Re: [netmod] YANG Versioning: discussion around 7950 bis or errata (from Key Issue #1)

2023-09-28 Thread Jürgen Schönwälder
The truth is that we did bug fixes in the past. We now have maneuvered
us into a situation where work is put on hold because we do not even
do bug fixes anymore (and yes, I know, the line between bug fixes,
alignment with moving targets and other changes is vague and needs to
be decided on a case by case basis). The fastest way to get unstuck is
to write this one page content RFC that changes MUST to SHOULD and
then we at least get out of the being stuck situation.

/js

On Thu, Sep 28, 2023 at 01:00:23PM +, Reshad Rahman wrote:
>  As a client (consumer of models), I do not want only the MUST -> SHOULD 
> change, IMO that would be worse than the current situation.
> Regards,Reshad.
> On Wednesday, September 27, 2023, 09:16:10 PM EDT, Kent Watsen 
>  wrote:  
>  
>  This was my thought as well, that it would be best to have the 
> smallest-possible draft update 6020/7950.  That way, when someone follows the 
> “Updated” links, they’re not overloaded with material that could’ve been left 
> out.
> Jason was saying that just doing MUST/SHOULD by alone isn’t great, that at 
> least the "rev:non-backwards-compatible” extension statement should be 
> included and, by extension I suppose, the rules for editing the revision 
> history.  Presumably revision labels could be left out.  IDK what minimal is 
> possible.
> K. // contributor
> 
> 
> 
> On Sep 27, 2023, at 7:06 PM, Rodney Cummings 
>  wrote:
> 
> 
> It is easy to write a short RFC updating RFC 7950, changing one sentence from 
> MUST to SHOULD.
> 
> 
> I agree.
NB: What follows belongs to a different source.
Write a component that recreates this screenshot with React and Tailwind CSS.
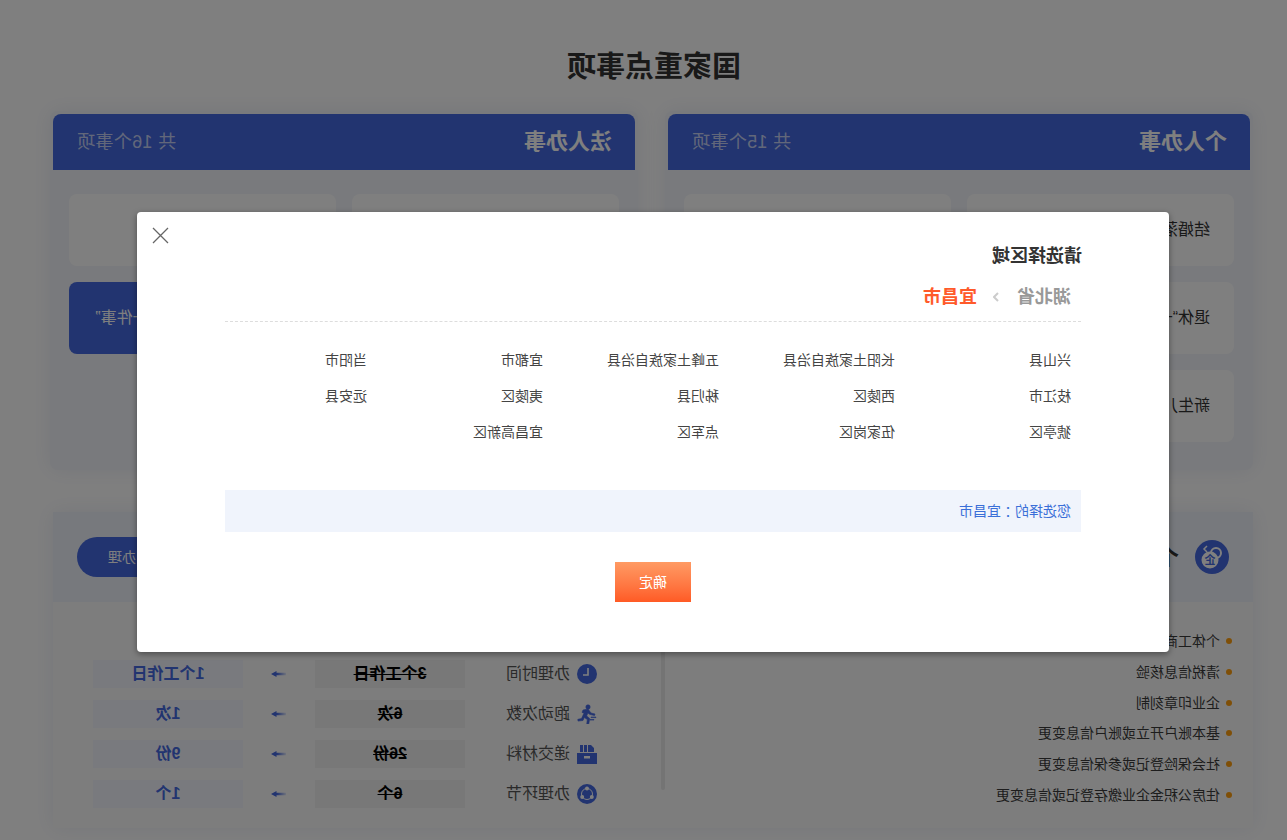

I found that I cannot enter a response to the poll, because I 
> disagree with both Option 1 and Option 2.
> 
> My concern is that there are many people out there who are implementing YANG, 
> but who do not follow discussions on this mailing list. I'm concerned that 
> there is a serious risk that those people will interpret the change from MUST 
> to SHOULD as "backward compatibility is irrelevant for YANG". We all know 
> that the concern is about bug fixes and so on, but without explaining that in 
> a short and focused manner (i.e., the short RFC described above), that will 
> be lost in the noise of the larger draft-ietf-netmod-yang-module-versioning 
> change.
> 
> draft-ietf-netmod-yang-module-versioning is a great draft, but I think it 
> should move forward as an independent RFC, distinct from the MUST/SHOULD 
> change.
> 
> Rodney Cummings
> 
> -Original Message-
> From: netmod  On Behalf Of Jürgen Schönwälder
> Sent: Tuesday, September 26, 2023 5:24 PM
> To: Jason Sterne (Nokia) 
> Cc: netmod@ietf.org
> Subject: Re: [netmod] YANG Versioning: discussion around 7950 bis or errata 
> (from Key Issue #1)
> 
> It is easy to write a short RFC updating RFC 7950, changing one sentence from 
> MUST to SHOULD. This is inline with the goal to not change the language, 
> i.e., to keep the version numbers.
> 
> /js
> 
> On Tue, Sep 26, 2023 at 03:00:19PM +, Jason Sterne (Nokia) wrote:
> 
> Hello NETMOD WG,
> 
> We've had a poll going for a few weeks to determine if we require YANG 1.2 
> for allowing ("SHOULD NOT") NBC changes (see "Poll on YANG Versioning NBC 
> Approach").
> 
> As part of that, some discussion has happened on the list around
> potentially doing an errata for RFC7950/6020 or a bis of 7950/6020 (if
> rough consensus is reached for option 1 of the poll)
> 
> 7-8 of us discussed this in the YANG Versioning weekly call group today.
> 
> First of all: this question of mechanics (errata vs bis vs Module Versioning 
> draft) is orthogonal to the poll. Let's first and separately resolve the poll 
> and confirm if we need YANG 1.2 or not (that's the fundamental question the 
> poll is resolving - everything else is a subsequent issue to be discussed). 
> We'll let the chairs confirm when/if rough consensus on the poll has been 
> reached.
> 
> But *if* the answer to the poll is option 1, then the weekly call group was 
> unanimous that we should not do an errata for RFC7950/6020 and we should not 
> do a 7950/6020 bis. We should just continue with the Module Versioning draft 
> which will update 7950 and 6020.
> 
> The primary reason is that we shouldn't just change MUST NOT to SHOULD NOT 
> without also tying it together with the mandatory top level 
> rev:non-backwards-compatible extension when an NBC change is done. Changing 
> the NBC rule to SHOULD NOT needs to be in the same RFC as the mandatory 
> rev:non-backwards-compatible tag.
> 
> Other reasons:
> 
>  *   an errata probably isn't correct since this isn't fixing an intent that 
> was present back when 7950 was written (it was clearly the intent at the time 
> to block NBC changes)
>

Re: [netmod] YANG Versioning: discussion around 7950 bis or errata (from Key Issue #1)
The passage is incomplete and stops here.